Are any of the sub-systems open for coding assistance? For example, I know that the water flow system uses a big chunk of time (just unleash a large flood and watch the game come to a crawl). I would find it interesting to try and tackle the problem and see if there was a much more efficient way to do water flow. Maybe you are doing it the best way already, or maybe not.
Is DF open to 'code' suggestions or incorporating 3rd party code (after you review it) of course? Pathing might also be something that might be optimized heavily. I have seen demos of many 100s if not 1000s of pathing objects that seemed to run very smoothly. I haven't tried it myself so I do not really know how hard it is to do, nor do I have any idea how DF tackles the problem.
There are some ideas I can think of which may or may not be applicable to DF with regards to pathing.

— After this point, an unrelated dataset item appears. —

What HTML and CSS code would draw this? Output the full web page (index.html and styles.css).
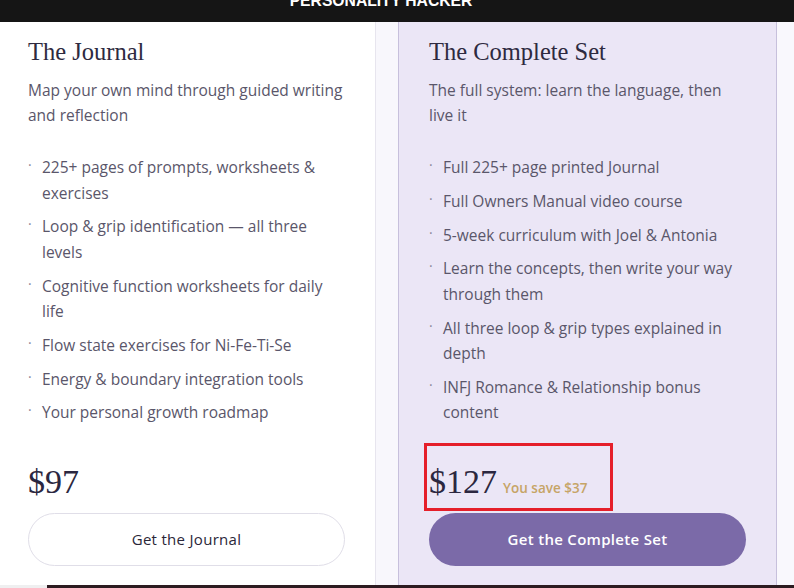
FILE: index.html
```html
<!DOCTYPE html>
<html>
<head>
<meta charset="utf-8">
<link rel="stylesheet" href="styles.css">
</head>
<body>
<header class="topbar"><div class="brand">PERSONALITY HACKER</div></header>
<main class="plans">
  <section class="card card-journal">
    <h2 class="title">The Journal</h2>
    <p class="desc">Map your own mind through guided writing and reflection</p>
    <ul class="features">
      <li>225+ pages of prompts, worksheets &amp; exercises</li>
      <li>Loop &amp; grip identification — all three levels</li>
      <li>Cognitive function worksheets for daily life</li>
      <li>Flow state exercises for Ni-Fe-Ti-Se</li>
      <li>Energy &amp; boundary integration tools</li>
      <li>Your personal growth roadmap</li>
    </ul>
    <div class="price-row"><span class="price">$97</span></div>
    <a class="btn btn-outline">Get the Journal</a>
  </section>
  <div class="spacer"></div>
  <section class="card card-set">
    <h2 class="title">The Complete Set</h2>
    <p class="desc">The full system: learn the language, then live it</p>
    <ul class="features">
      <li>Full 225+ page printed Journal</li>
      <li>Full Owners Manual video course</li>
      <li>5-week curriculum with Joel &amp; Antonia</li>
      <li>Learn the concepts, then write your way through them</li>
      <li>All three loop &amp; grip types explained in depth</li>
      <li>INFJ Romance &amp; Relationship bonus content</li>
    </ul>
    <div class="price-row"><span class="price">$127</span><span class="save">You save $37</span><span class="highlight"></span></div>
    <a class="btn btn-solid">Get the Complete Set</a>
  </section>
  <div class="rest"></div>
</main>
<footer class="strip"><div class="strip-dark"></div></footer>
</body>
</html>
```
FILE: styles.css
```css
* { box-sizing: border-box; }
html, body { margin: 0; padding: 0; }
body {
  width: 794px;
  height: 588px;
  overflow: hidden;
  background: #f8f7fc;
  font-family: "Open Sans", "DejaVu Sans", sans-serif;
}
.topbar {
  height: 22px;
  background: #151515;
  overflow: hidden;
  text-align: center;
}
.brand {
  margin-top: -7px;
  padding-right: 32px;
  font-family: "Liberation Sans", Arial, sans-serif;
  font-weight: 700;
  font-size: 15.7px;
  line-height: 15px;
  color: #ffffff;
}
.plans {
  display: flex;
  height: 563px;
}
.card {
  display: flex;
  flex-direction: column;
  padding-top: 14px;
  padding-bottom: 19px;
}
.card-journal {
  width: 376px;
  background: #ffffff;
  border-right: 1px solid #e7e5ee;
  padding-left: 28px;
  padding-right: 30px;
}
.spacer { width: 22px; background: #f8f7fc; }
.card-set {
  width: 379px;
  background: #ebe6f6;
  border-left: 1px solid #c7c0dc;
  border-right: 1px solid #c7c0dc;
  padding-left: 30px;
  padding-right: 30px;
}
.rest { flex: 1; background: #f9f8fd; }
.title {
  margin: 0;
  font-family: "Liberation Serif", "DejaVu Serif", serif;
  font-weight: 400;
  font-size: 24.5px;
  line-height: 31px;
  color: #2e2a40;
}
.desc {
  margin: 11px 0 0;
  font-size: 15.5px;
  line-height: 25px;
  color: #5a566a;
}
.features {
  list-style: none;
  margin: 27px 0 0;
  padding: 0;
}
.features li {
  position: relative;
  padding-left: 14px;
  font-size: 15.5px;
  line-height: 25.5px;
  color: #5a566a;
  margin-bottom: 8.3px;
}
.features li::before {
  content: "·";
  position: absolute;
  left: 0;
  top: -3px;
  color: #8a8698;
  font-size: 14px;
}
.price-row {
  position: relative;
  margin-top: auto;
  display: flex;
  align-items: baseline;
  gap: 6px;
}
.price {
  font-family: "Liberation Serif", "DejaVu Serif", serif;
  font-size: 34px;
  line-height: 46px;
  color: #2b2740;
}
.save {
  font-size: 13.5px;
  font-weight: 600;
  color: #c6a466;
}
.highlight {
  position: absolute;
  left: -5px;
  top: -16px;
  width: 189px;
  height: 68px;
  border: 3px solid #e51f2a;
}
.btn {
  display: flex;
  align-items: center;
  justify-content: center;
  height: 53px;
  margin-top: 8px;
  border-radius: 27px;
  font-size: 15px;
  letter-spacing: 0.3px;
  padding-bottom: 2px;
}
.btn-outline {
  border: 1px solid #e0dee8;
  background: #ffffff;
  color: #2a2638;
  font-weight: 500;
}
.btn-solid {
  background: #7b6aa8;
  color: #ffffff;
  font-weight: 600;
}
.strip {
  height: 3px;
  background: #efeff0;
  display: flex;
}
.strip-dark {
  margin-left: 47px;
  flex: 1;
  background: #2c1b20;
}
```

1. Unit clustering: If you have a guy with 10 dogs following him, you do not need to do a full path check for all the dogs. You can treat all the units as one super unit and just do a single path check for the dwarf and just assume the dogs are always near him. Put the dogs in his spot each move until he stops moving and then place the dogs in a random open spot near him.
2. Allow player's to create virtual roads: This would be very similar to the traffic regulator designators you have now, only this would be a big AI pathing hint. I could draw a path between two stockpiles, say an indoor wood one and an outdoor wood one. Then when the AI wants to go from stockpile A to B, it just uses a flagged path and knows that going one way moves towards A and away from B. It just knows that if it keeps moving toward A that it will eventually get to A. This way the pathing routines do not need to spend much time trying to figure out how to get 20 dwarfs to Pile A. Once a player makes enough paths between points of interest, the generic pathing routine only has to handle a few cases and will speed things up considerably.
3. Automatic path mapping: Internally, the game finds points of interest, such as workshops, rooms, stockpiles, doors, levers, etc... It then has a table with paths between these points. Initially this table will be empty, but as dwarfs go between points of interest the table will fill up. So when a dwarf is at carpenter shop 10, and wants to go to wood pile 12, it looks in its table for carpenter shop 10, and then looks in a sub-table for wood pile 12. if there is no path, then it computes one. If there is a path, it just uses the pre-computed steps.
Internally, the system finds paths to the nearest point of interest that leads to the ultimate objective and then daisy-chains these paths to find the final path. This is needed because it makes for smaller path segments and deals with changing conditions, such as doors that become locked, draw bridges that are up, etc... There is a lot more detail to go into, so I will not bore you with it.
Anyway, I would find such a problem very interesting to crack, and would work on it in my spare time if I knew that it would be useful, aka Toady One might look at it and incorporate it if it helped a lot. The water one is more tricky, which Id like to take a stab at after the pathing one, but only if a good solution would be incorporated into DF.